Over the weekend, Simpsons executive producer Al Jean told The Hollywood Reporter that a recurring character would be killed off during the show’s upcoming 25th or 26th seasons, adding that he was aiming for “Breaking Bad–type numbers” for murdering one of his creations. The only detail he offered was that the doomed cartoon’s voice actor had won an Emmy for his or her performance, a clue worth very little when you consider that the show has netted 25 voice-over Emmy wins during its lifetime. Hank Azaria and Dan Castellaneta have each won Emmys for “various characters,” which just makes things more difficult. This is not the first time one of the show’s major character will take a taxi to heaven: Maude Flanders was accidentally killed in a rain of balled-up T-shirts fired out of cannons 14 years ago (posthumously, she reported that the afterlife was “an empty meaningless void”). Comparatively minor characters who have passed on include Dr. Nick, who also ghosted on Springfield after becoming a Trappuccino fatality, Bleeding Gums Murphy (Lisa’s jazz mentor), Homer’s mother Mona (voiced by Glenn Close), and Homer’s coworker and nemesis Frank “Grimey” Grimes.
If the hit list only includes regular characters who have won Emmys, that eliminates Anne Hathaway’s Princess Penelope from the running, despite her trophy (she starred in only one episode, though she was mentioned in two more). It’s also unlikely that a member of the immediate Simpsons family will succumb, because that’s just too depressing. So who does that leave, then? Let’s get to work, Nancy Drew.
Marge’s mother, Jacqueline Bouvier (Julie Kavner), is permanently stuck at 80, and she must be tired. She also smoked for years before quitting and has failed to find romance despite attempts to connect with Mr. Burns and Homer’s dad. Speaking of Homer’s dad, Abraham “Grampa” Simpson (Castellaneta): He’s been senile and reluctantly alive for his entire existence (“Ah, deaaaaath!”), so maybe that makes him too obvious a choice. Krusty’s dad, Rabbi Hyman Krustofski (alternately Castellaneta and Jackie Mason), isn’t too much of a central figure, but I’d be down to sit shivah for him.
Apu Nahasapeemapetilon (Hank Azaria) seems to be a front-runner among online death sleuthers: His character embodies offensive stereotypes against South Asians, plus he gets shot plenty while manning the Kwik-E-Mart (“Ah, the searing kiss of hot lead!”). There’s a slight continuity problem to be dealt with — Apu appears in the future, working alongside his octuplets, in the episode “Holidays of Future Passed” — but that episode is considered noncanonical by Simpsons fans, so the events that occurred don’t necessarily fit into the larger plot as a canonical episode’s would.

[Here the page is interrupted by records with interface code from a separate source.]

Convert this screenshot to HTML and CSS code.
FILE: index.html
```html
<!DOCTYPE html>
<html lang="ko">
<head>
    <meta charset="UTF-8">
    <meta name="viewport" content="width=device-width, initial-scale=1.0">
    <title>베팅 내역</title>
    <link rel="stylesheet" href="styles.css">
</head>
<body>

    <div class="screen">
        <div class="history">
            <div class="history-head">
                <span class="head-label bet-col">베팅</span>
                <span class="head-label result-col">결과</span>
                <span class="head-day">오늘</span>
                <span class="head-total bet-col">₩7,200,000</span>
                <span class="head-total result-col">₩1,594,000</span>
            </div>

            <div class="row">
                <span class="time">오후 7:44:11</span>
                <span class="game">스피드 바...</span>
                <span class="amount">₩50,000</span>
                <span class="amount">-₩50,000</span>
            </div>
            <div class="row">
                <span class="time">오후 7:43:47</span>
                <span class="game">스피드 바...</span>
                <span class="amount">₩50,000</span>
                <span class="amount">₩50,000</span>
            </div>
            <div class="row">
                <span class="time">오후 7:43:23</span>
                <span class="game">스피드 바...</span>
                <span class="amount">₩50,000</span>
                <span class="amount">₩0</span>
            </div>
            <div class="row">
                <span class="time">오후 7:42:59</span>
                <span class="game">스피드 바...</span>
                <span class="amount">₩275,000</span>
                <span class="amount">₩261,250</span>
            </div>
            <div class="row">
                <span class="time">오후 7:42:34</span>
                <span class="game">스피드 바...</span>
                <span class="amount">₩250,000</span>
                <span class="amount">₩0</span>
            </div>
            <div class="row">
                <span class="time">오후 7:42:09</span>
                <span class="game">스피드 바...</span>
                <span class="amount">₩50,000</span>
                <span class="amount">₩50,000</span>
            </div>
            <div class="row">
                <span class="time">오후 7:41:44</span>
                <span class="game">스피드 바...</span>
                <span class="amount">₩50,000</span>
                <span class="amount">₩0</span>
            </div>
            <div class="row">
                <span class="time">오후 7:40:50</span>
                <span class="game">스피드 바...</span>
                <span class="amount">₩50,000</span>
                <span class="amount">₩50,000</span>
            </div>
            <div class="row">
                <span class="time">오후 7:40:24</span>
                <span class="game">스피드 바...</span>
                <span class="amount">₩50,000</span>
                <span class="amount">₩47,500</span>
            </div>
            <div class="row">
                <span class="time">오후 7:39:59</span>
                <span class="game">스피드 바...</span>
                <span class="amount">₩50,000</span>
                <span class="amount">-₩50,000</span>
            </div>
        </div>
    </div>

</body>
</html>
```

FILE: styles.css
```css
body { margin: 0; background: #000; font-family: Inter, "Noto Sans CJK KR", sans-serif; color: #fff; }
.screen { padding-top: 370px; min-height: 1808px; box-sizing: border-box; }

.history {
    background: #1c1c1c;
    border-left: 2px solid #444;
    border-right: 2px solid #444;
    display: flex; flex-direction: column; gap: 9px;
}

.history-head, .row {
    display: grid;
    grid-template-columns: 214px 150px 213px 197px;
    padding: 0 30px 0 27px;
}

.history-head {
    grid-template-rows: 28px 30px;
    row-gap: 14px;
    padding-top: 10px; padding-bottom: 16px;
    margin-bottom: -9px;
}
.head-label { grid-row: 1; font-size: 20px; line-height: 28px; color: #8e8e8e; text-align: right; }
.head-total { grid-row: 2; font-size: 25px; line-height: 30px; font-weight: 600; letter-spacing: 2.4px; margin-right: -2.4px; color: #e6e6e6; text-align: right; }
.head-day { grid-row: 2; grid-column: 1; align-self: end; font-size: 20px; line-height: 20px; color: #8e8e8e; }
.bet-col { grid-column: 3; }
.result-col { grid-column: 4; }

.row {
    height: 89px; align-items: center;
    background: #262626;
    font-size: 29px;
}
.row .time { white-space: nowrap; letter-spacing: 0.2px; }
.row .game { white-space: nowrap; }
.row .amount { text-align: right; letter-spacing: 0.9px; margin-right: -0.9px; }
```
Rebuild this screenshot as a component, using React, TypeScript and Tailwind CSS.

Kelsey Grammer’s Sideshow Bob is another popular choice. As Bart’s enemy and the best-coiffed villain in cartoon-dom, his demise would be a plum opportunity for another rake’s revenge, or for a fatal showdown against Bart. Jeff Albertson a.k.a. Comic Book Guy (Azaria) might just die of negativity — I’m sure he’s thrilled to death about the Family Guy/Simpsons crossover episode, snob that he is. Either of the gravelly Bouvier sisters Patty or Selma (both Kavner) could return to the ashes that lend their hair that gorgeous Marlboro tint, giving the remaining sibling a chance to reinvent herself as a quinoa-scarfing blissed-out yogi.
Konsider Krusty the Clown. Krusty falls under the various-Castellaneta-character category of Emmy winners, and though he’s not a front-runner in this guessing match, he’s battled addiction (booze, Xanax, Pepto-Bismol), committed tax evasion, and faked his own death. It seems somehow realistic that the laughs and pancake makeup would have an expiration date. Also, he’s got a faulty ticker.
Oh, Edna Krabappel. The bookies say it might be you, but I don’t want to believe it. Mrs. Krabappel, the only regular character voiced by Marcia Wallace, is multilayered, sad and sweet and bitter and beaten (but not quite broken). She’s currently married to Ned Flanders, so it would be pretty poetic if she met her end and left Ned a two-time widower. Tilda Swinton took her hair inspiration for Burn After Reading from Edna’s gravity-defying do, but Krabappel can also boast the cultural impact of humanizing teachers: Kids like Bart (and educational-system bullshit) transformed her from an optimistic do-gooder into the chain-smoking crabbypants we’ve come to love. When Jean said he wanted the death to be an “emotional through line,” it seemed like a hint that Krabappel might perish.
R.I.P., sweet denizen of Springfield. I will bet on your death as soon as I have decided which of you will croak, but no more than $200,000. To risk more would be disrespectful to your legacy.